Catalonia's high court has convicted four pro-independence MPs for disobedience of court orders in the run-up to the 2017 Catalan independence referendum. Lluís Guinó, Ramona Barrufet, Anna Simó and Lluís Corominas, members of the Catalan Parliament's procedural committee, the Bureau, were found guilty. A fifth MP, judged as part of the same trial but not a member of the Bureau, Mireia Boya (CUP) was acquitted.
The court sentenced all four former members of the Bureau to 20 months of disqualification from holding elected public office and a fine of 30,000 euros each. Thus, none of the four can run in the next Catalan election, due on February 14th 2021.
The verdict was as expected after last year's sentencing of the then-speaker of the Catalan Parliament, Carme Forcadell - also the chair of the Bureau - to eleven and a half years in prison for sedition. There was no suggestion of a possible acquittal. The entire case is based on the same complaint laid by public prosecutors for which Forcadell was sent to jail.
On the other hand, the court acquitted former CUP deputy Mireia Boya because, it says, that she was not nominally warned by the Constitutional Court and the degree of her involvement in the events was not compatible with an offence of disobedience.
The sentence obliges the four formers MPs to pay one-tenth of court costs. The trial was held on July 21st, 22nd and 24th, 2020. The court was composed of three judges: Jesús María Barrientos, Jordi Seguí and Carlos Ramos, with the last-named acting as judge spokesperson.
The basis of the sentence
The verdicts and sentences are based on the decrees approved by the Parliament of Catalonia in autumn 2017. The ruling says that although the accords passed by the Bureau on October 27th and November 3rd were annulled, the chamber finally approved them in disobedience to the Constitutional Court.

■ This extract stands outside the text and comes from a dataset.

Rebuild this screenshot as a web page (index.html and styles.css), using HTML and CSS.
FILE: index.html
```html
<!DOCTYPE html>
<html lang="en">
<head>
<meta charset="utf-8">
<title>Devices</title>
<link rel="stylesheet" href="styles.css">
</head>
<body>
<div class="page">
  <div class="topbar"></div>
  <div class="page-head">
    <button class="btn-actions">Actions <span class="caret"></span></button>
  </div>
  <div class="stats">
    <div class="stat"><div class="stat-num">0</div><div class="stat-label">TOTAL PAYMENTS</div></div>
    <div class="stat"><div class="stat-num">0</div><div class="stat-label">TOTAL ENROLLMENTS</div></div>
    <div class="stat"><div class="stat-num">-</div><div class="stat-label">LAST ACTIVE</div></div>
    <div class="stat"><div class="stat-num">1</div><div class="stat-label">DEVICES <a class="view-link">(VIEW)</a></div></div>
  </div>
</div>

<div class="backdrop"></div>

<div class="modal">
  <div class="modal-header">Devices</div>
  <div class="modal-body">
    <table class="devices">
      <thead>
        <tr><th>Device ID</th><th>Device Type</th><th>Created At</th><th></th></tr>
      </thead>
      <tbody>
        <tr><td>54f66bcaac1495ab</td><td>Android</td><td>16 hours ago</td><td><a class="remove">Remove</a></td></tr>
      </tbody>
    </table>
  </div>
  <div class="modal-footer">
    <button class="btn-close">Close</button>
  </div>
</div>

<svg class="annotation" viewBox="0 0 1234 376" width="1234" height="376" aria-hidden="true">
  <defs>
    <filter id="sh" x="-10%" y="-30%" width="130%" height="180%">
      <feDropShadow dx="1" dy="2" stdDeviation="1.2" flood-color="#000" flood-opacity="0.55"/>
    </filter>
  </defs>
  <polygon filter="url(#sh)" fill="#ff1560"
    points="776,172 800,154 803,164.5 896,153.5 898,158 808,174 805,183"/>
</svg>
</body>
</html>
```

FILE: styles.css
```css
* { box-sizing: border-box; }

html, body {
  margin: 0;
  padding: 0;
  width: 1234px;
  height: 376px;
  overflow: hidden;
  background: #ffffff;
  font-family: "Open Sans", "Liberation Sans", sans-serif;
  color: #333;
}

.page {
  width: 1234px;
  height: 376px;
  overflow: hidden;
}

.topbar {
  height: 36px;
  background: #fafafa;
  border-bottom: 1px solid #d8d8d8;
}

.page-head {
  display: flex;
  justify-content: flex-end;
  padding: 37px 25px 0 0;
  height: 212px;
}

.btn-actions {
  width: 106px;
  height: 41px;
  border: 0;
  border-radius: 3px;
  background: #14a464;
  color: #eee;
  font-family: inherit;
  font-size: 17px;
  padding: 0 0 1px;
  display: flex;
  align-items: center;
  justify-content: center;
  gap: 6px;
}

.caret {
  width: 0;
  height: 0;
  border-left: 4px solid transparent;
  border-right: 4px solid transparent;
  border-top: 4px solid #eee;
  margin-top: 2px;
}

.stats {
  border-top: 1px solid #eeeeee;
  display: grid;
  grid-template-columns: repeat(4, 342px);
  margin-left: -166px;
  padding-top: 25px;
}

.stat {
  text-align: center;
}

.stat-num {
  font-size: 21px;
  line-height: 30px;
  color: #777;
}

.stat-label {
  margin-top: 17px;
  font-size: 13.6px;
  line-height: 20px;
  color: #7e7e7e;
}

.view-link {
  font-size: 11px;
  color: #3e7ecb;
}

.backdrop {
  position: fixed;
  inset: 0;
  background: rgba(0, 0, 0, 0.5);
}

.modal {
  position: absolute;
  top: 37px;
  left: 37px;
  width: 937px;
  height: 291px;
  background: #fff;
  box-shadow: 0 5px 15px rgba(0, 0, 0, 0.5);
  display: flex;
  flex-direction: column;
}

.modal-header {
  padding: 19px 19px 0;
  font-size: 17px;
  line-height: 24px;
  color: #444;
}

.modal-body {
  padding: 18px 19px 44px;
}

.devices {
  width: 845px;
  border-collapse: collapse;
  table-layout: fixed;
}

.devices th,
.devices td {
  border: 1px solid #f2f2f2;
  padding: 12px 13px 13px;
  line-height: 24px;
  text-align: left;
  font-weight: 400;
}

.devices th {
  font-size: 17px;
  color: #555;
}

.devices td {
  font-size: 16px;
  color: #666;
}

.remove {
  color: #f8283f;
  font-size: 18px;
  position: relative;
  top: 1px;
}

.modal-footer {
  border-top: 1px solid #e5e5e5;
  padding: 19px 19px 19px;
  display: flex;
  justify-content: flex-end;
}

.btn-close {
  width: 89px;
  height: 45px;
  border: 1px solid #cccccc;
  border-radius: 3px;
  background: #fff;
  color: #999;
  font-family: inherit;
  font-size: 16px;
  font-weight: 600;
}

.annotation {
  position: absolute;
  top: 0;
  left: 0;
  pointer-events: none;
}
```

In fact, the ruling is nothing less than a blow by blow chronology of all the relevant events in the months leading up to the 1st October referendum. From resolutions of the Bureau that were legally challenged but then passed by the parliamentary chamber, to the judicial journey which they then were sent on until their annulment by the Constitutional Court, with all the political actors who were involved, both in terms of appeals and in applying the decrees themselves.
The text of today's ruling explains how, despite the fact that the legality under Spanish law of the Catalan parliamentary decisions had been challenged, the measures that were included in the decrees began to be applied with the approval of the majority of the Catalan Parliament, which was pro-independence. The ruling also notes all the judicial warnings given to the parliamentarians, both to the accused and to the parliamentary legal counsel.
In July 2016, in the early months of the legislature, the resolutions of the commission set up to study the constituent process for Catalonia, which were published in Parliament's official gazette, were, for the Catalan high court, a "clear and obvious breach" of the Constitutional Court's resolution, as were also warnings included in its ruling of 11th November that year: "Although the Constitutional Court had informed in its ruling that the content of the conclusions of the Commission of Study ... "clearly" contravened its mandate, all the defendants consented to the Parliament of Catalonia ratifying them in the plenary session of July 27th, 2016 giving rise to Resolution 263/XI".
Ever since the first accusation on these matters was made against the speaker, Carme Forcadell, defence lawyers have always appealed to the inviolability of the Catalan parliament as justification for going ahead. But until now, no court has ruled on this. The Catalan high court today ruled that there can be no inviolability when the law is being violated: "Based on the unfounded assertion that the essence of the current case is 'the judicialization and criminalization of events of a political nature as a response to the State by a dissident ideology', the defence cases invoked 'the parliamentary prerogative of inviolability', which is [legally provided for] in order to preserve parliament's ability to form its own views freely in its function as representative of the Catalan people and in order to avoid it being determined by the other powers of the Spanish state, the judicial power included, something which becomes an essential guarantee of the separation of powers, vital in the democratic conception of very state under rule of law".
The court explains in its judgement on this claim that the exclusion of parliamentary inviolability in these cases does not violate parliamentary autonomy, because scuh autonomy cannot stand as a reason to avoid compliance with the decisions of Spain's Constitutional Court, nor can it serve in any way as an argument for the autonomous parliament to consider itself legitimately entitled to violate the constitutional order, nor can it compromise the exercise of the guaranteed right of participation of political representatives, as it is "the obligatory consequence of the submission to the Constitution of all public authorities", and nor can it be said, finally, that the decisions taken with the participation of the accused in the Bureau of the Parliament of Catalonia against the warnings of the Constitutional Court are protected by freedom of expression, since they were adopted against the constitutional framework".